- Instructions to follow: Omit the pictures and print exactly the lines of the listing below, starting at the first and ending at the line containing "2h-.44a2 2 0".
....................
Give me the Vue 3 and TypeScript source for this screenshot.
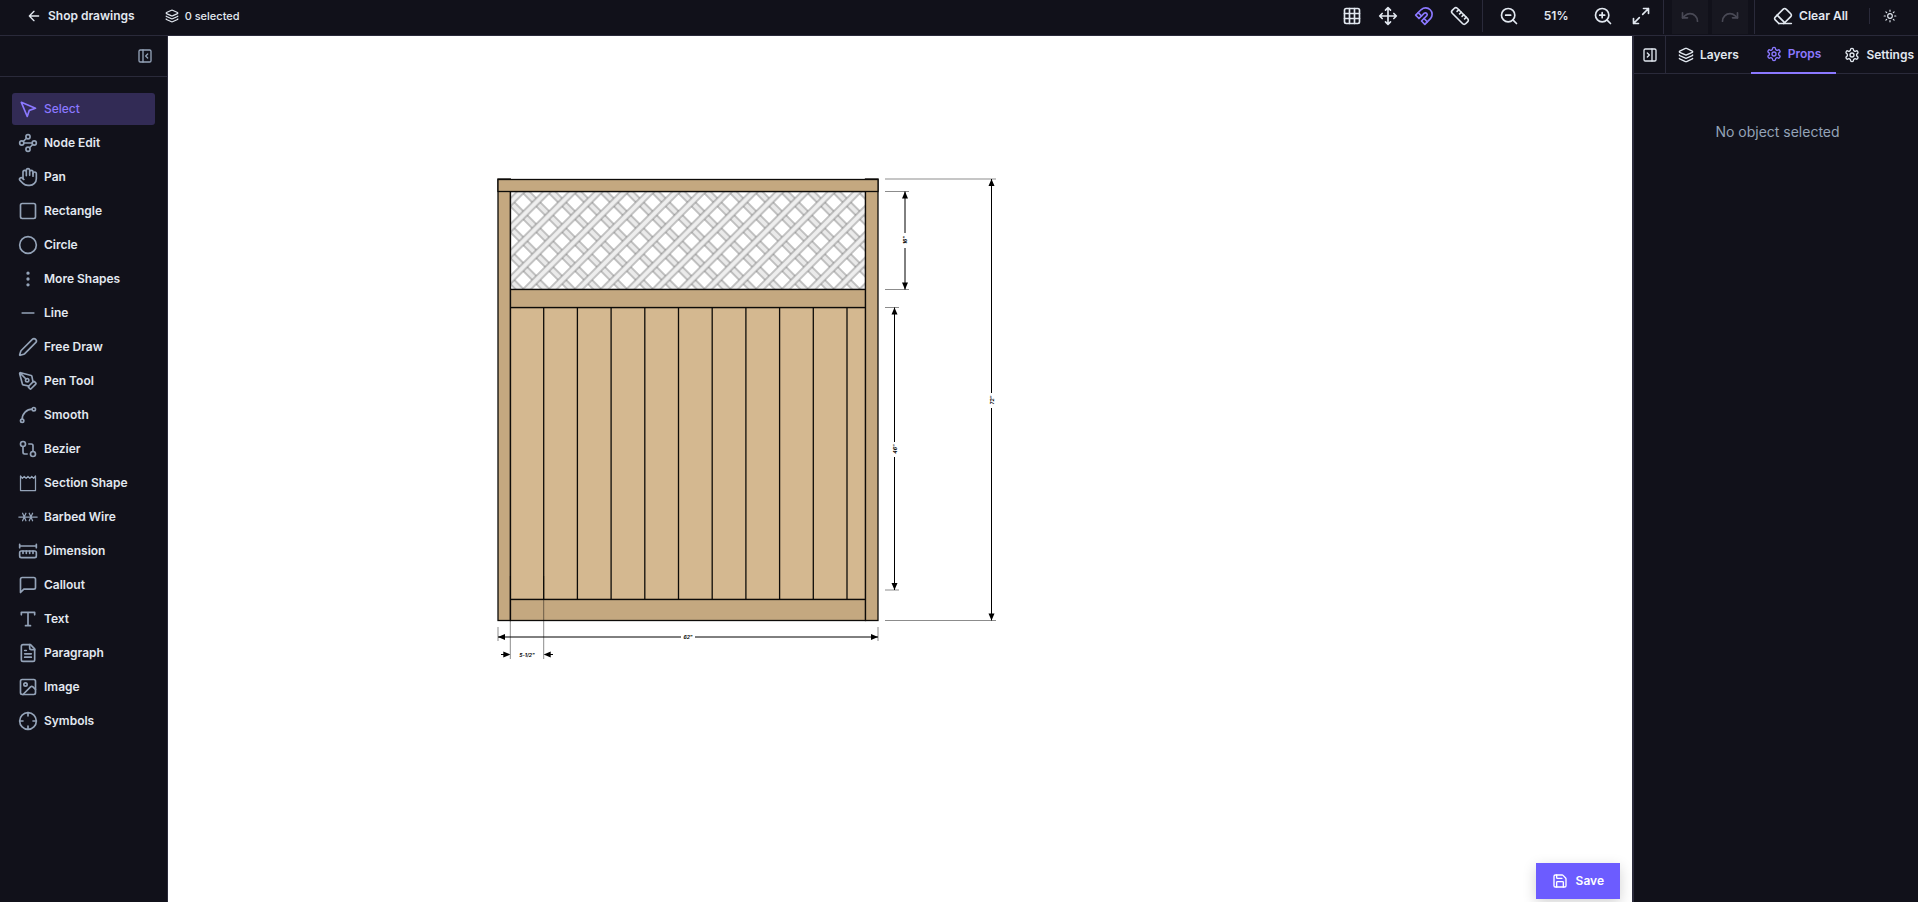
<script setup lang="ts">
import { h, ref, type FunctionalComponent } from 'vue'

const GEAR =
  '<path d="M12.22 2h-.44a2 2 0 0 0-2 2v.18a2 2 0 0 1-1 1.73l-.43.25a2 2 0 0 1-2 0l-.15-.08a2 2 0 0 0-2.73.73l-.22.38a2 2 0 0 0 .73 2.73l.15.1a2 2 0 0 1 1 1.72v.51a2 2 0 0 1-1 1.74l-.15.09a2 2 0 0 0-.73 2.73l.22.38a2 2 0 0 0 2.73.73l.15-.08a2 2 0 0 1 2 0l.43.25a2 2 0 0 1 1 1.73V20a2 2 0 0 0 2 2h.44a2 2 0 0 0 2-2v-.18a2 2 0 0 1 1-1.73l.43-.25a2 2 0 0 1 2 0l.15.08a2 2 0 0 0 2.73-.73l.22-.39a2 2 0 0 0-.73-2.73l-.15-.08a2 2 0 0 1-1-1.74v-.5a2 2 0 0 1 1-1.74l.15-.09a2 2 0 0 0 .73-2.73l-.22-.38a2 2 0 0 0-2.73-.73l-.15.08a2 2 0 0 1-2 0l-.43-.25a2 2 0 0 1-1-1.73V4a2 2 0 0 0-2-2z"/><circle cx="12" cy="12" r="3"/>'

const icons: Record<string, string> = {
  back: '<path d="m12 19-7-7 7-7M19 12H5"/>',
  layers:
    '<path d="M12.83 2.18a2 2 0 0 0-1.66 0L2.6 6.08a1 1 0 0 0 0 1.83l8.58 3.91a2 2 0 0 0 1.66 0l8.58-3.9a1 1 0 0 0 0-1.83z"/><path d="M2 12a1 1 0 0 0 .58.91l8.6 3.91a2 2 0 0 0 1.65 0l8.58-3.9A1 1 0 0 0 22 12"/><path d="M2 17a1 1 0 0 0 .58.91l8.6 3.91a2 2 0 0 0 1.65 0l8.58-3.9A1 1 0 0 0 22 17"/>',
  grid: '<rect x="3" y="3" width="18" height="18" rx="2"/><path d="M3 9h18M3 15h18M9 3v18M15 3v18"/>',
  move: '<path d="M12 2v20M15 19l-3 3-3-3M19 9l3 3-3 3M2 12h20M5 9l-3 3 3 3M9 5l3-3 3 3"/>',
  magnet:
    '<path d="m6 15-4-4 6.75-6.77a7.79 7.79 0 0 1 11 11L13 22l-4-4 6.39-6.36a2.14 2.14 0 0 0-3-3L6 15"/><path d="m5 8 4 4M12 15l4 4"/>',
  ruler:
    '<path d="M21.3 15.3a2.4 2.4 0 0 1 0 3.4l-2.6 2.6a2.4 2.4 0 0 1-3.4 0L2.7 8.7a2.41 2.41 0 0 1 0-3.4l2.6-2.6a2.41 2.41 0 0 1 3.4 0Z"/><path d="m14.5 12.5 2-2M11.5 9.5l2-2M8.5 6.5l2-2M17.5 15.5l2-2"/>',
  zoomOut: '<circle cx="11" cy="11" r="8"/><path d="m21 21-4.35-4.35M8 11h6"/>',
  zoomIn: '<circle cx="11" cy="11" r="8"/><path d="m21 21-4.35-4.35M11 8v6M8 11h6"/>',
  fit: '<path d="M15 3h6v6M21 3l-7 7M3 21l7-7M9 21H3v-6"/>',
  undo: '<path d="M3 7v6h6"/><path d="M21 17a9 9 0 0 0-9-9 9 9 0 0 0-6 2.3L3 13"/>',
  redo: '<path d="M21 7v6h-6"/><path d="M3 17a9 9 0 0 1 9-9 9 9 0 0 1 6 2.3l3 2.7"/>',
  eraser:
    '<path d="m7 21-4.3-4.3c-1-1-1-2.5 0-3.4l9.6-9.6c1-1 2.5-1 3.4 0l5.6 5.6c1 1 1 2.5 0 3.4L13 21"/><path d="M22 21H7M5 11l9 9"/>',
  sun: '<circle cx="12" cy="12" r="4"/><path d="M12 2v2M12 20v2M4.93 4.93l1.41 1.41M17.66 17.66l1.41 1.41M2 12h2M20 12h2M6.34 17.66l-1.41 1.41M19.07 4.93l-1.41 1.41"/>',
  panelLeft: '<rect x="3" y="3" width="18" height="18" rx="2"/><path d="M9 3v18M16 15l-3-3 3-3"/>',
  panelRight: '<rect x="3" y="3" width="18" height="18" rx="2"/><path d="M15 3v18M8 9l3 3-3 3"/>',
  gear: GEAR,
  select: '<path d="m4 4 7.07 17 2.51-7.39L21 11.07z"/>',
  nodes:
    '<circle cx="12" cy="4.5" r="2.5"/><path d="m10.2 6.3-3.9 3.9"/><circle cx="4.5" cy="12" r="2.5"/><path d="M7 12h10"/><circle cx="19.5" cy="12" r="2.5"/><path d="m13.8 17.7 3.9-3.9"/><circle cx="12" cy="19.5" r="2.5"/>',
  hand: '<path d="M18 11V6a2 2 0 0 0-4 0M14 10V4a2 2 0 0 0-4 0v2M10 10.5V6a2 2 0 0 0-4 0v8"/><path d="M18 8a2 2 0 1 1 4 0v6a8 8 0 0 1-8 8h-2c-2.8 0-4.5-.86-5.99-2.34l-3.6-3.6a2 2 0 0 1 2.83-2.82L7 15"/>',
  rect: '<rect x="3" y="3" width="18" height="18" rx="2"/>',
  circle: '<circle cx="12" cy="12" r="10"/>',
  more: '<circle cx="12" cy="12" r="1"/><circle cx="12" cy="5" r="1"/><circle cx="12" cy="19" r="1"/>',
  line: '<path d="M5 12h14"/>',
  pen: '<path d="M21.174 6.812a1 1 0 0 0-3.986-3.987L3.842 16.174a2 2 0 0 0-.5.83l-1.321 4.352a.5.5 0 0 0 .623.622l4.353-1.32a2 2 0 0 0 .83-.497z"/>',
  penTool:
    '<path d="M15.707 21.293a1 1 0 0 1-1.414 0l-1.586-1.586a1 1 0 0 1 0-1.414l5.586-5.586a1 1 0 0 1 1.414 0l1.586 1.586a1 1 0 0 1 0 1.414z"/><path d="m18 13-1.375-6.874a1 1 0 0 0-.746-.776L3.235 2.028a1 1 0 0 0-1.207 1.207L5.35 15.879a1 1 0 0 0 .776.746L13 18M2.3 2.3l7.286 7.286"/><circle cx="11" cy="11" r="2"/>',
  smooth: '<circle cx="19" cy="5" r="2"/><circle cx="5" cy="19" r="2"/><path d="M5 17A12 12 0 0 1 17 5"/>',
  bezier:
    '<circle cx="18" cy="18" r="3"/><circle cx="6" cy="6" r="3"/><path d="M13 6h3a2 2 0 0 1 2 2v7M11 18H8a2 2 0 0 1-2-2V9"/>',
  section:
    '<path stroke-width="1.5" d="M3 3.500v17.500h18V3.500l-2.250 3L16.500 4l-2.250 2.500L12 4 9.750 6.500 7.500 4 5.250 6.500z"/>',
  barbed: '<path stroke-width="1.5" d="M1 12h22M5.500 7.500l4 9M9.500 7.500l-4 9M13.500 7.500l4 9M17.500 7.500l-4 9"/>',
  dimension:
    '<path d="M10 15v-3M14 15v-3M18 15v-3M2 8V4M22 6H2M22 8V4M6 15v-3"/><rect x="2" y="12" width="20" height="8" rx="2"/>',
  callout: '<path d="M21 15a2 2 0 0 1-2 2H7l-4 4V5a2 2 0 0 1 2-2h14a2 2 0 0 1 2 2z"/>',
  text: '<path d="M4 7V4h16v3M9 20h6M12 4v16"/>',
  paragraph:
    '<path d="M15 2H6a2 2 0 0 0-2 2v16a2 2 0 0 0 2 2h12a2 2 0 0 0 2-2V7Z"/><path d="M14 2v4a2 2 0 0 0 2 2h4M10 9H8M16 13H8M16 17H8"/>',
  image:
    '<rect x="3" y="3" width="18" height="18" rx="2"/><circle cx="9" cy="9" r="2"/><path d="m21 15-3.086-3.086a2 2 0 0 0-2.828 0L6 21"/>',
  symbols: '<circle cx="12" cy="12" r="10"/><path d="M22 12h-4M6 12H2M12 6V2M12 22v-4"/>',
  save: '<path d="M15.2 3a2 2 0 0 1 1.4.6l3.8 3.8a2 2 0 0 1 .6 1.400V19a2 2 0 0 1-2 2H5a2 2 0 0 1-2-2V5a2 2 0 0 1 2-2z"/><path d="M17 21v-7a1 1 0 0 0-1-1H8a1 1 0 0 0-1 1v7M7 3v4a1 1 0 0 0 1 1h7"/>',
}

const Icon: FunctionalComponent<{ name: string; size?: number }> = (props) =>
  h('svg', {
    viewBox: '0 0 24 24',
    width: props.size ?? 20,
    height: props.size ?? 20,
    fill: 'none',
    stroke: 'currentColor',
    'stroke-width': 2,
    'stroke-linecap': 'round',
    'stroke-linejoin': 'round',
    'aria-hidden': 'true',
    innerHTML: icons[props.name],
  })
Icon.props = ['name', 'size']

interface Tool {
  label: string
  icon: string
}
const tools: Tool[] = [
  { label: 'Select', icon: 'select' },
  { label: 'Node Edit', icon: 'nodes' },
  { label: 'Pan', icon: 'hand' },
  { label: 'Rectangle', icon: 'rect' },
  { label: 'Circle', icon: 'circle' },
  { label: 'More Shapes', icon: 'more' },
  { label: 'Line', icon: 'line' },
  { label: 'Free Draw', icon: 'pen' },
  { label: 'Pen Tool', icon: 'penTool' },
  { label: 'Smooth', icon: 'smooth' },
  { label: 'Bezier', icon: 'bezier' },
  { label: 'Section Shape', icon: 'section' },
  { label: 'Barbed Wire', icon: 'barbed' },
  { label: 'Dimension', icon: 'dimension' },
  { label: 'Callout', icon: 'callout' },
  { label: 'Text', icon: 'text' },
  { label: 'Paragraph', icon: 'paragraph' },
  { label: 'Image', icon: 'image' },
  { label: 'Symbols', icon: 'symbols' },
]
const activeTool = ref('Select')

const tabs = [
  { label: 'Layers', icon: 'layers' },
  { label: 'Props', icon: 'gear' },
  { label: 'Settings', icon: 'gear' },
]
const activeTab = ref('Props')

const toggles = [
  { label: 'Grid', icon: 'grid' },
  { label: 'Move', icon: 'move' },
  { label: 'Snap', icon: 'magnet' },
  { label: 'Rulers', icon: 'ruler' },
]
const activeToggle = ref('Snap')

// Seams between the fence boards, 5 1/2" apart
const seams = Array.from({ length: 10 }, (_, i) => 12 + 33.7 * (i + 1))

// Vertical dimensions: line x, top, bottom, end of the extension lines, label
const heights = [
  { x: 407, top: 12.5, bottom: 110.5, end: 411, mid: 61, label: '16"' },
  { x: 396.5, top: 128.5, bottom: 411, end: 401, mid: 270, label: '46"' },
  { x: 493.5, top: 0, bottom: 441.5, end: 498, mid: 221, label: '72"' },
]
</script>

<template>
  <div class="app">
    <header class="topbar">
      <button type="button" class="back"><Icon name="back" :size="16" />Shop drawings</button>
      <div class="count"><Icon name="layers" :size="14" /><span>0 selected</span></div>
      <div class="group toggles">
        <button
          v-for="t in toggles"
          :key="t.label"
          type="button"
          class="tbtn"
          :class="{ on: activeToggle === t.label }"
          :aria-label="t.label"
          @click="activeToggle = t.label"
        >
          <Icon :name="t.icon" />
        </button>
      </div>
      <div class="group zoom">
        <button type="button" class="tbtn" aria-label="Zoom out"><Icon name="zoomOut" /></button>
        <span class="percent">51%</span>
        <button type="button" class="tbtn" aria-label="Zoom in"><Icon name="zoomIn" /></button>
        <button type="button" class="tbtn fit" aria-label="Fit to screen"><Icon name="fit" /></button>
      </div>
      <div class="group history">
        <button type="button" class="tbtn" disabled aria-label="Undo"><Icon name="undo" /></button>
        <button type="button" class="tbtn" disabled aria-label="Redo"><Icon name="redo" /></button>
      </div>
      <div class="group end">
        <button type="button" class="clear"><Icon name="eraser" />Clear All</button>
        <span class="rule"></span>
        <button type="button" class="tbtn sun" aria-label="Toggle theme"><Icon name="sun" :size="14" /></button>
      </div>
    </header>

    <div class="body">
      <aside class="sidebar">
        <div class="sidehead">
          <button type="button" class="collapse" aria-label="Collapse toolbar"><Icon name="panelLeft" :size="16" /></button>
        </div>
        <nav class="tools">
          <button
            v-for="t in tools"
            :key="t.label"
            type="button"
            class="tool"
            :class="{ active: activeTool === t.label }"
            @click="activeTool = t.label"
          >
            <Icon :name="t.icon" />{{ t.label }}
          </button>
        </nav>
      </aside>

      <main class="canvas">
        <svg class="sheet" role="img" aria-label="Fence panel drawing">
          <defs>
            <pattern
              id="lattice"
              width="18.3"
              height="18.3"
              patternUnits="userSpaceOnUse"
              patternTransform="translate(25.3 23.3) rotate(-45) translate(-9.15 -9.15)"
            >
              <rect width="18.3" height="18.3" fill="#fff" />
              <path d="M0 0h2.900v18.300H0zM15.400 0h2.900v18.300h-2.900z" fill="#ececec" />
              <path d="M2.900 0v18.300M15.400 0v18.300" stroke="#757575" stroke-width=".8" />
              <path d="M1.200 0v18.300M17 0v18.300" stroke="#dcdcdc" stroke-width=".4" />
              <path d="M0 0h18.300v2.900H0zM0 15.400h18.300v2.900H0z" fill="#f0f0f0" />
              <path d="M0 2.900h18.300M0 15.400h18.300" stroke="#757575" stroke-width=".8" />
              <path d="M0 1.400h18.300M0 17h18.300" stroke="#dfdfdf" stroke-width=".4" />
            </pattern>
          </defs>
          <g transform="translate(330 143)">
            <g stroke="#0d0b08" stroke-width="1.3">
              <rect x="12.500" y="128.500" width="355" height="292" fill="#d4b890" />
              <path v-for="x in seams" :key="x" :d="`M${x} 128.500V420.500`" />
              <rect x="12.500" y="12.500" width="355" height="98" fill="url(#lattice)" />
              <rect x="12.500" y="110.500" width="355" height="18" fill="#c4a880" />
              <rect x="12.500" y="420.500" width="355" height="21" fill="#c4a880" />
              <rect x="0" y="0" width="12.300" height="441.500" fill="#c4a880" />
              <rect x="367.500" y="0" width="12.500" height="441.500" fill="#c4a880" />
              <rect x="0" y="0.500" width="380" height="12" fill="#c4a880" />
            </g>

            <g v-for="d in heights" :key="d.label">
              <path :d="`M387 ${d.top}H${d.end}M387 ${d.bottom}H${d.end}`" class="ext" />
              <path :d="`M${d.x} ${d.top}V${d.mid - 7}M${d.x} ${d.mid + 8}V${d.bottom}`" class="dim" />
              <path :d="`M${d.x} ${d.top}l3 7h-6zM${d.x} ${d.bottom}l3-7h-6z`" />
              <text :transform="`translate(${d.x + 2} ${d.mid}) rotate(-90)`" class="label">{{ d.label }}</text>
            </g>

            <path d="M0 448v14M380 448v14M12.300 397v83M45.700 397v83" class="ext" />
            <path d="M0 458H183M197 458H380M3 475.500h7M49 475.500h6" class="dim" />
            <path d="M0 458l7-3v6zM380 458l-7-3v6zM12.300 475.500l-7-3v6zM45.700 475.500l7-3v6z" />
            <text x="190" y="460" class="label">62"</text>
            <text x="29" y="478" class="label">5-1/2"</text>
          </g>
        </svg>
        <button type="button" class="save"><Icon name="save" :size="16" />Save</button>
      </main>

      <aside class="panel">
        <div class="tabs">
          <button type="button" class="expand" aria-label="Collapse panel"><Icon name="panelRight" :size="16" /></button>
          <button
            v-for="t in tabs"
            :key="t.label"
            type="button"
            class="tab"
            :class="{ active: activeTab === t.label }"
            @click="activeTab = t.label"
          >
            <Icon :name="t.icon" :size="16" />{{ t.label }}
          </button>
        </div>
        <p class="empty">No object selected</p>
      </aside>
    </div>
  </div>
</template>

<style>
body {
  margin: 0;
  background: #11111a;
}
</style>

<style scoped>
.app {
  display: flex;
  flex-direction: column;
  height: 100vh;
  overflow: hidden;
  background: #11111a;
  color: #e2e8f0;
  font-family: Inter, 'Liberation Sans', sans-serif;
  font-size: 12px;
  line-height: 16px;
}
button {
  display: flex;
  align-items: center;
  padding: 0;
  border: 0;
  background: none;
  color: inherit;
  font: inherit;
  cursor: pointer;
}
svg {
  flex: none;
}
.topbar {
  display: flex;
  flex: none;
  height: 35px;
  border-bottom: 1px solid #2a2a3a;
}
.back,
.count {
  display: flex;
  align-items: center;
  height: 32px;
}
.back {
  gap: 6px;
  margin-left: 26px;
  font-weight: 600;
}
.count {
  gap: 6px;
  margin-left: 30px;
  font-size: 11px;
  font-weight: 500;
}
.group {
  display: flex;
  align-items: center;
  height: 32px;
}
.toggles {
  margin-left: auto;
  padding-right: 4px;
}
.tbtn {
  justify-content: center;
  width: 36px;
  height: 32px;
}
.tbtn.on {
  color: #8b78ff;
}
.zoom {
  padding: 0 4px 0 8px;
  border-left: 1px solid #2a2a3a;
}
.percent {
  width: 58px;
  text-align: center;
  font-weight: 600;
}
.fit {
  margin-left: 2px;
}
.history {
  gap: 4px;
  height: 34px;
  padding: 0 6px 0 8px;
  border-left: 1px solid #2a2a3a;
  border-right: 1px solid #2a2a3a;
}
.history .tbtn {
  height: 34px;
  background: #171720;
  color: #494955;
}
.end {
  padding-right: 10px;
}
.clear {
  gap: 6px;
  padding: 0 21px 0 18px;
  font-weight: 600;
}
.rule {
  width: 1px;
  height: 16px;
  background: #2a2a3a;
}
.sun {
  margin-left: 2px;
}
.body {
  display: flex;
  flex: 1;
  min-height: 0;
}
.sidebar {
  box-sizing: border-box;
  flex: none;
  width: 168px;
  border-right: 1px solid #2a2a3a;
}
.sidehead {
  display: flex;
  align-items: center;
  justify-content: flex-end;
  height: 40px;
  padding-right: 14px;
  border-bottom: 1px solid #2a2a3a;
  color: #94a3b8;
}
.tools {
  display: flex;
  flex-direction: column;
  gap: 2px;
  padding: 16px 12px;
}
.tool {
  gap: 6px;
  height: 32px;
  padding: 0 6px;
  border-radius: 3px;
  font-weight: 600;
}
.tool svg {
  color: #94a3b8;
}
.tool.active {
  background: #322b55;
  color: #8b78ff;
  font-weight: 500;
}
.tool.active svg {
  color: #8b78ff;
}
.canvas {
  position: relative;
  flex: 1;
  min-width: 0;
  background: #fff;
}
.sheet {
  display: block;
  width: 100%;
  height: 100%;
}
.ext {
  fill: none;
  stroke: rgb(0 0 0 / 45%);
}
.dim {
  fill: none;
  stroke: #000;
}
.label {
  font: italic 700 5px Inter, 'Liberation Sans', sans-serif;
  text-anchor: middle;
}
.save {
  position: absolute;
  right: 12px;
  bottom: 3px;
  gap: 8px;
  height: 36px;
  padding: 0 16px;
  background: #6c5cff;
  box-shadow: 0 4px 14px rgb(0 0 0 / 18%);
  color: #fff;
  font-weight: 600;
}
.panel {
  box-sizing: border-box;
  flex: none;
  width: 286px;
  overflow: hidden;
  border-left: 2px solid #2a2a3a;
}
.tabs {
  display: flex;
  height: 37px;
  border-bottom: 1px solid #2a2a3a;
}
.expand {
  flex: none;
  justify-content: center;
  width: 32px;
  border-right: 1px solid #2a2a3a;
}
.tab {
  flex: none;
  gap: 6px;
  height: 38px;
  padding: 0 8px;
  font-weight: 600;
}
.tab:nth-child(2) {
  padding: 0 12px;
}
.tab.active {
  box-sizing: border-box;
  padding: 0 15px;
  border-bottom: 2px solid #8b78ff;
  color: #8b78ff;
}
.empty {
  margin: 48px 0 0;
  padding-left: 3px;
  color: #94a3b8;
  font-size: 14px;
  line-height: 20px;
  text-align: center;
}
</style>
....................
- Solution for this exercise:
Give me the Vue 3 and TypeScript source for this screenshot.
<script setup lang="ts">
import { h, ref, type FunctionalComponent } from 'vue'

const GEAR =
  '<path d="M12.22 2h-.44a2 2 0 0 0-2 2v.18a2 2 0 0 1-1 1.73l-.43.25a2 2 0 0 1-2 0l-.15-.08a2 2 0 0 0-2.73.73l-.22.38a2 2 0 0 0 .73 2.73l.15.1a2 2 0 0 1 1 1.72v.51a2 2 0 0 1-1 1.74l-.15.09a2 2 0 0 0-.73 2.73l.22.38a2 2 0 0 0 2.73.73l.15-.08a2 2 0 0 1 2 0l.43.25a2 2 0 0 1 1 1.73V20a2 2 0 0 0 2 2h.44a2 2 0 0 0 2-2v-.18a2 2 0 0 1 1-1.73l.43-.25a2 2 0 0 1 2 0l.15.08a2 2 0 0 0 2.73-.73l.22-.39a2 2 0 0 0-.73-2.73l-.15-.08a2 2 0 0 1-1-1.74v-.5a2 2 0 0 1 1-1.74l.15-.09a2 2 0 0 0 .73-2.73l-.22-.38a2 2 0 0 0-2.73-.73l-.15.08a2 2 0 0 1-2 0l-.43-.25a2 2 0 0 1-1-1.73V4a2 2 0 0 0-2-2z"/><circle cx="12" cy="12" r="3"/>'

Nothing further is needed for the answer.